January 7th 2009 07:42
That's the question posed on Ars Technica, following news that The Consumerist will be sold from the Gawker Media group of blogs.

"Consumerist is the latest of Denton's blogs to be sold off, in a move that he described in an e-mail to AllthingsD's Peter Kafka as part of the process of "pruning" his network down to only his highest-growth, most profitable sites. Hollywood gossip site Defamer.com is also on the block."

Though blogs get sold all the time, Ars is ticked by Denton's reason for selling the site: that he's concentrating his profitable sites in preparation for a cold advertising winter.

"Denton takes Mary Meeker's (in)famous Web 2.0 presentation as a starting point; in it, the Morgan Stanley analyst suggested that for each percentage point decline of GDP growth, advertising market growth drops roughly three times as fast.

But Denton thinks that Meeker is too optimistic, and he refines her results with some other GDP and ad market data from downturns in Indonesia, Sweden, and Japan to arrive at an ad market spending collapse of between 9 and 43 percent over the course of the entire downturn. Denton then advises publishers to prepare for the worst-case scenario of an eventual 40 percent decline, with a possible 27 percent drop coming in 2009."

The author of the post, Jon Stokes, offers some more insight into the decline of advertising budgets... Stokes notes that MasterCard has announced "an unprecedented, double-digit year-over-year decline in the advertiser-heavy luxury goods and electronics categories", goods that inevitably drive the consumer market and, therefore, the advertising market.

He also suggests that semiconductor chip companies like Intel and AMD are seeing a 30 percent revenue loss which is rather gloomy for the industry, which requires spiralling profits to push research into next-gen technology.

It's a gloomy outcast, especially considering that he further states that advertisers are going to realize that online ads are not worth the cost, as web users are increasingly adept at ignoring ads, and don't like to be bothered.

My own opinion is somewhat less depressing... I see online advertising as a powerful medium, as properly targeted ads are well-worth the cost.

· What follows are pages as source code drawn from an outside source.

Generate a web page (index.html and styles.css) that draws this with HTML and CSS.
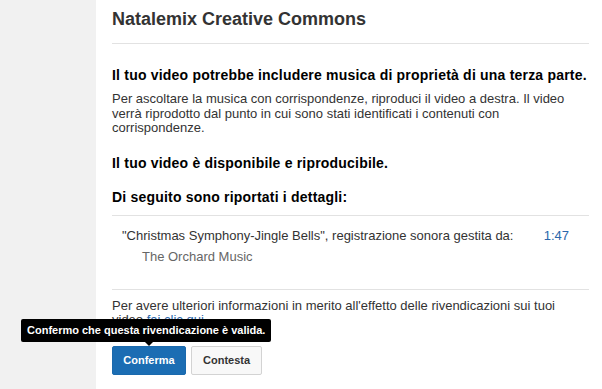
FILE: index.html
```html
<!DOCTYPE html>
<html lang="it">

<head>
    <meta charset="UTF-8">
    <meta name="viewport" content="width=device-width, initial-scale=1.0">
    <title>Natalemix Creative Commons</title>
    <link rel="stylesheet" href="styles.css">
</head>

<body>
    <div class="page">
        <!-- barra laterale -->
        <div class="side"></div>

        <!-- contenuto -->
        <div class="main">
            <h1 class="title">Natalemix Creative Commons</h1>

            <h2 class="head">Il tuo video potrebbe includere musica di proprietà di una terza parte.</h2>
            <p class="text">Per ascoltare la musica con corrispondenze, riproduci il video a destra. Il video verrà riprodotto dal punto in cui sono stati identificati i contenuti con corrispondenze.</p>

            <h2 class="head avail">Il tuo video è disponibile e riproducibile.</h2>
            <h2 class="head detail">Di seguito sono riportati i dettagli:</h2>

            <div class="match">
                <div class="matchRow">
                    <span>"Christmas Symphony-Jingle Bells", registrazione sonora gestita da:</span>
                    <a href="#" class="time">1:47</a>
                </div>
                <div class="owner">The Orchard Music</div>
            </div>

            <p class="text more">Per avere ulteriori informazioni in merito all'effetto delle rivendicazioni sui tuoi video <a href="#">fai clic qui</a>.</p>

            <div class="btns">
                <div class="tipWrap">
                    <span class="tip">Confermo che questa rivendicazione è valida.</span>
                    <a href="#" class="btn primary">Conferma</a>
                </div>
                <a href="#" class="btn">Contesta</a>
            </div>
        </div>
    </div>
</body>

</html>
```

FILE: styles.css
```css
/* reset */
* {
    margin: 0;
    padding: 0;
    box-sizing: border-box;
}

body {
    font-family: "Liberation Sans", Arial, sans-serif;
    color: #333;
    background: #fff;
}

a {
    text-decoration: none;
}

/* layout */
.page {
    display: flex;
    min-height: 389px;
}

.side {
    width: 96px;
    flex-shrink: 0;
    background: #f1f1f1;
}

.main {
    width: 477px;
    margin-left: 16px;
}

/* title */
.title {
    font-size: 18px;
    line-height: 24px;
    padding: 7px 0 12px;
    border-bottom: 1px solid #e2e2e2;
    color: #333;
}

/* headings */
.head {
    font-size: 14px;
    line-height: 18px;
    letter-spacing: 0.2px;
    color: #000;
    margin-top: 22px;
}

.head.avail {
    margin-top: 18px;
}

.head.detail {
    margin-top: 16px;
}

.text {
    font-size: 13px;
    line-height: 14.5px;
    margin-top: 8px;
}

/* match */
.match {
    margin-top: 9px;
    border-top: 1px solid #e2e2e2;
    border-bottom: 1px solid #e2e2e2;
    padding: 12px 0 24px 10px;
    font-size: 13px;
    line-height: 16px;
}

.matchRow {
    display: flex;
    justify-content: space-between;
    padding-right: 20px;
}

.time {
    color: #2b67ab;
}

.owner {
    color: #666;
    padding-left: 20px;
    margin-top: 5px;
}

.more {
    margin-top: 9px;
}

.more a {
    color: #2b67ab;
}

/* buttons */
.btns {
    display: flex;
    gap: 5px;
    margin-top: 18px;
}

.tipWrap {
    position: relative;
}

.btn {
    display: block;
    height: 29px;
    padding: 0 11px;
    font-size: 11px;
    font-weight: bold;
    line-height: 27px;
    color: #333;
    background: #f8f8f8;
    border: 1px solid #d3d3d3;
    border-radius: 2px;
}

.btn.primary {
    color: #fff;
    background: #1b6db3;
    border-color: #1a69ad;
    width: 74px;
    text-align: center;
    padding: 0;
}

/* tooltip */
.tip {
    position: absolute;
    left: -91px;
    bottom: 33px;
    white-space: nowrap;
    background: #000;
    color: #fff;
    font-size: 11px;
    font-weight: bold;
    line-height: 23px;
    padding: 0 6px;
    border-radius: 2px;
}

.tip::after {
    content: "";
    position: absolute;
    left: 123px;
    bottom: -4px;
    border: 5px solid transparent;
    border-bottom: 0;
    border-top-color: #000;
}
```
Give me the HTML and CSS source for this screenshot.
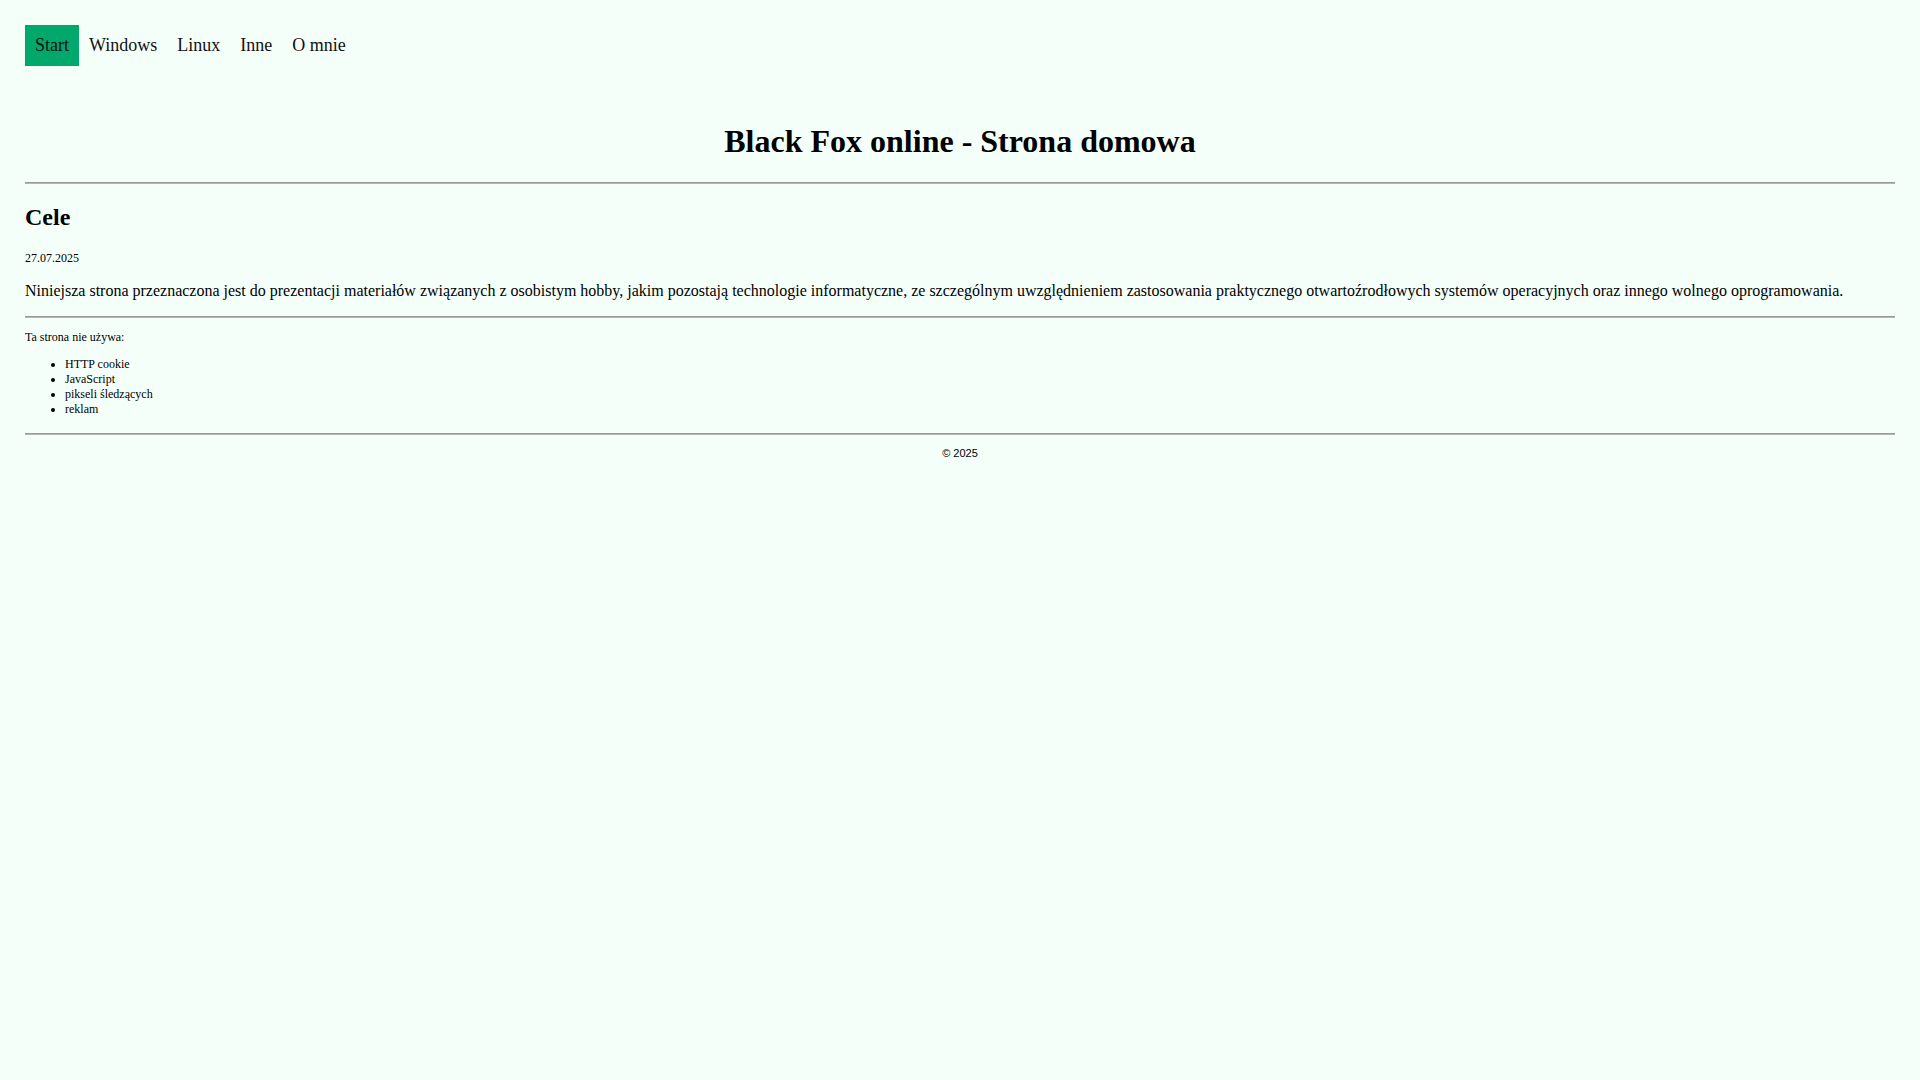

When people come to 20/20 Filmsight, my film review site, they are usually there because of interest in a movie or related news - ads from the New York Times and other review sites, or electronics-related ads are targeting the right audience, then.

It's the flimsy ads that Google delivers, poorly targetted, that take away from the value, I think. There's no one at fault, either - obviously, Google is trying to deliver the best ads possible, but I think online advertising needs to mature beyond this point.